Z4 Threshold Run This is where the difference becomes most significant. At threshold intensity, your carbohydrate demand rises sharply. Expect to need 40–90g of carbohydrates per hour depending on duration and body weight.

Real Numbers: The Same Runner, Different Fuel

Example 1 — 70-Minute Run (60 kg Runner, Threshold Pace: 4:16/km)

Z2 Base Run — 65% Threshold (5:00/km avg) Z3 Tempo Run — 100% Threshold (4:16/km avg)
No fuel — no exogenous carbs required 40–60g carbs per hour (160–240 kcal/hr)

Example 2 — 2-Hour Run (80 kg Runner, Threshold Pace: 4:16/km)

Z2 Base Run — 65% Threshold (5:00/km avg) Z3 Tempo Run — 80% Threshold (4:30/km avg)
40–60g carbs/hr (200–240 kcal/hr) 70–90g carbs/hr (280–360 kcal/hr) — up to +30g/hr more

What Happens When You Underfuel Your Intervals?
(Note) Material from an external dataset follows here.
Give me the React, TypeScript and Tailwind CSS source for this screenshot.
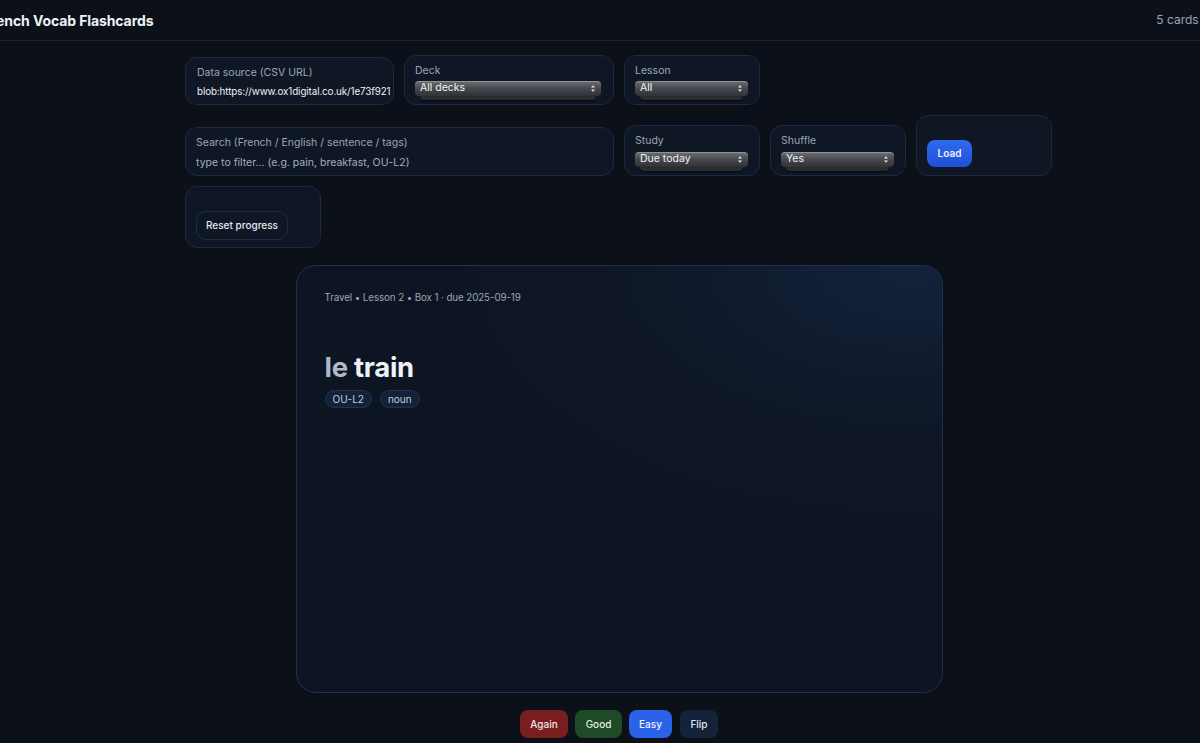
import React from "react";

const font = { fontFamily: "Inter, 'Noto Sans', 'Liberation Sans', sans-serif" };

function Chevrons() {
  return (
    <svg width="6" height="9" viewBox="0 0 6 9" className="shrink-0">
      <path d="M1 3.5 L3 1.2 L5 3.5 Z" fill="#e5e7eb" />
      <path d="M1 5.5 L3 7.8 L5 5.5 Z" fill="#e5e7eb" />
    </svg>
  );
}

function FakeSelect({ value }: { value: string }) {
  return (
    <div className="relative h-[18px] w-full">
      <div className="absolute inset-x-[5px] top-[3px] bottom-[-1px] rounded-[4px] bg-[#2a2c30] shadow-[0_1px_1px_rgba(0,0,0,0.6)]" />
      <div className="relative flex h-[15px] items-center justify-between rounded-[4px] bg-gradient-to-b from-[#6d7177] via-[#45484d] to-[#303236] px-[5px] shadow-[inset_0_1px_0_rgba(255,255,255,0.25)]">
        <span className="text-[10.5px] leading-none text-[#f3f4f6]">{value}</span>
        <Chevrons />
      </div>
    </div>
  );
}

export default function App() {
  return (
    <div className="min-h-[743px] w-full overflow-hidden bg-[#0c1018] text-[#e6edf3]" style={font}>
      <header className="flex h-[41px] items-center border-b border-[#1b2433]">
        <h1 className="-ml-[17px] text-[14px] font-bold tracking-[-0.1px] text-[#eef2f7]">French Vocab Flashcards</h1>
        <span className="ml-auto -mr-[41px] whitespace-nowrap text-[12px] text-[#9aa6b8]">5 cards · 5 due</span>
      </header>

      <main className="flex flex-col items-center pl-[38px]">
        <div className="mt-[14px] flex w-[868px] flex-wrap items-end gap-[10px]">
          <div className="h-[48px] w-[209px] rounded-[12px] border border-[#1c2940] bg-[#0f1725] pl-[11px] pr-[2px] pt-[8px]">
            <div className="text-[10.5px] leading-[14px] text-[#9aa6b8]">Data source (CSV URL)</div>
            <div className="mt-[4px] overflow-hidden whitespace-nowrap text-[9.8px] leading-[15px] tracking-[-0.1px] text-[#eef2f7]">
              blob:https://www.ox1digital.co.uk/1e73f921
            </div>
          </div>
          <div className="h-[50px] w-[210px] rounded-[12px] border border-[#1c2940] bg-[#0f1725] pl-[10px] pr-[12px] pt-[8px]">
            <div className="text-[10.5px] leading-[14px] text-[#9aa6b8]">Deck</div>
            <div className="mt-[3px]">
              <FakeSelect value="All decks" />
            </div>
          </div>
          <div className="h-[50px] w-[136px] rounded-[12px] border border-[#1c2940] bg-[#0f1725] pl-[10px] pr-[11px] pt-[8px]">
            <div className="text-[10.5px] leading-[14px] text-[#9aa6b8]">Lesson</div>
            <div className="mt-[3px]">
              <FakeSelect value="All" />
            </div>
          </div>

          <div className="h-[49px] w-[429px] rounded-[12px] border border-[#1c2940] bg-[#0f1725] px-[10px] pt-[8px]">
            <div className="text-[10.5px] leading-[14px] text-[#9aa6b8]">Search (French / English / sentence / tags)</div>
            <div className="mt-[5px] text-[10.5px] leading-[15px] text-[#a3adbd]">
              type to filter… (e.g. pain, breakfast, OU-L2)
            </div>
          </div>
          <div className="h-[51px] w-[136px] rounded-[12px] border border-[#1c2940] bg-[#0f1725] pl-[10px] pr-[11px] pt-[8px]">
            <div className="text-[10.5px] leading-[14px] text-[#9aa6b8]">Study</div>
            <div className="mt-[4px]">
              <FakeSelect value="Due today" />
            </div>
          </div>
          <div className="h-[51px] w-[136px] rounded-[12px] border border-[#1c2940] bg-[#0f1725] pl-[10px] pr-[11px] pt-[8px]">
            <div className="text-[10.5px] leading-[14px] text-[#9aa6b8]">Shuffle</div>
            <div className="mt-[4px]">
              <FakeSelect value="Yes" />
            </div>
          </div>
          <div className="flex h-[61px] w-[136px] items-end rounded-[12px] border border-[#1c2940] bg-[#0f1725] pb-[8px] pl-[10px]">
            <button className="h-[27px] w-[45px] rounded-[8px] bg-gradient-to-b from-[#2f6bf0] to-[#1f4fd6] text-[10px] font-semibold text-[#eef2ff]">
              Load
            </button>
          </div>

          <div className="flex h-[62px] w-[136px] items-end rounded-[12px] border border-[#1c2940] bg-[#0f1725] pb-[7px] pl-[10px]">
            <button className="h-[29px] w-[92px] rounded-[10px] border border-[#1f2d45] bg-[#0f1725] text-[10px] font-medium text-[#e3e8ef]">
              Reset progress
            </button>
          </div>
        </div>

        <section className="mt-[17px] h-[428px] w-[647px] rounded-[20px] border border-[#1e3050] bg-[radial-gradient(ellipse_70%_60%_at_95%_0%,#13223b_0%,#0f1829_55%,#0e1522_100%)] px-[28px] pt-[25px]">
          <div className="text-[9.8px] leading-[14px] tracking-[-0.1px] text-[#9aa6b8]">Travel • Lesson 2 • Box 1 · due 2025-09-19</div>
          <div className="mt-[46px] text-[27.5px] font-bold leading-[33px] tracking-[-0.3px]">
            <span className="text-[#aeb8c8]">le</span> <span className="text-[#eef2f8]">train</span>
          </div>
          <div className="mt-[6px] flex gap-[8px]">
            <span className="flex h-[18px] items-center rounded-full border border-[#1f3350] bg-[#13223a] px-[7px] text-[10px] text-[#c2ccda]">OU-L2</span>
            <span className="flex h-[18px] items-center rounded-full border border-[#1f3350] bg-[#13223a] px-[7px] text-[10px] text-[#c2ccda]">noun</span>
          </div>
        </section>

        <div className="mt-[17px] flex gap-[7px]">
          <button className="h-[28px] w-[48px] rounded-[8px] bg-[#7a1d1f] text-[10px] font-medium text-[#f1e6e6]">Again</button>
          <button className="h-[28px] w-[47px] rounded-[8px] bg-[#1e4a26] text-[10px] font-medium text-[#e3efe5]">Good</button>
          <button className="h-[28px] w-[43px] rounded-[8px] bg-[#2a62e8] text-[10px] font-medium text-[#eef3ff]">Easy</button>
          <button className="ml-[1px] h-[28px] w-[38px] rounded-[8px] bg-[#15233a] text-[10px] font-medium text-[#dfe6f0]">Flip</button>
        </div>
      </main>
    </div>
  );
}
Fuelling below the demands of your target intensity and duration can have real consequences for your training:

  • Pace and power output drop sharply during intervals
  • Interval quality deteriorates — you fade before the set is done
  • Perceived effort increases for the same pace
  • Recovery between sessions slows — you arrive at tomorrow's workout already depleted

The bottom line: you cannot build the fitness you're training for if your body doesn't have the fuel to do the work. Underfuelling limits adaptation.

The Takeaway: Fuel for the Session You're Actually Doing

Zone 2 day? Fuel for Zone 2. Threshold day? Fuel for threshold. VO2 max session? Fuel accordingly.

Your fuelling strategy should be as deliberate as your training plan. When training shifts, fuelling should shift too. Right fuel, right intensity, right adaptation.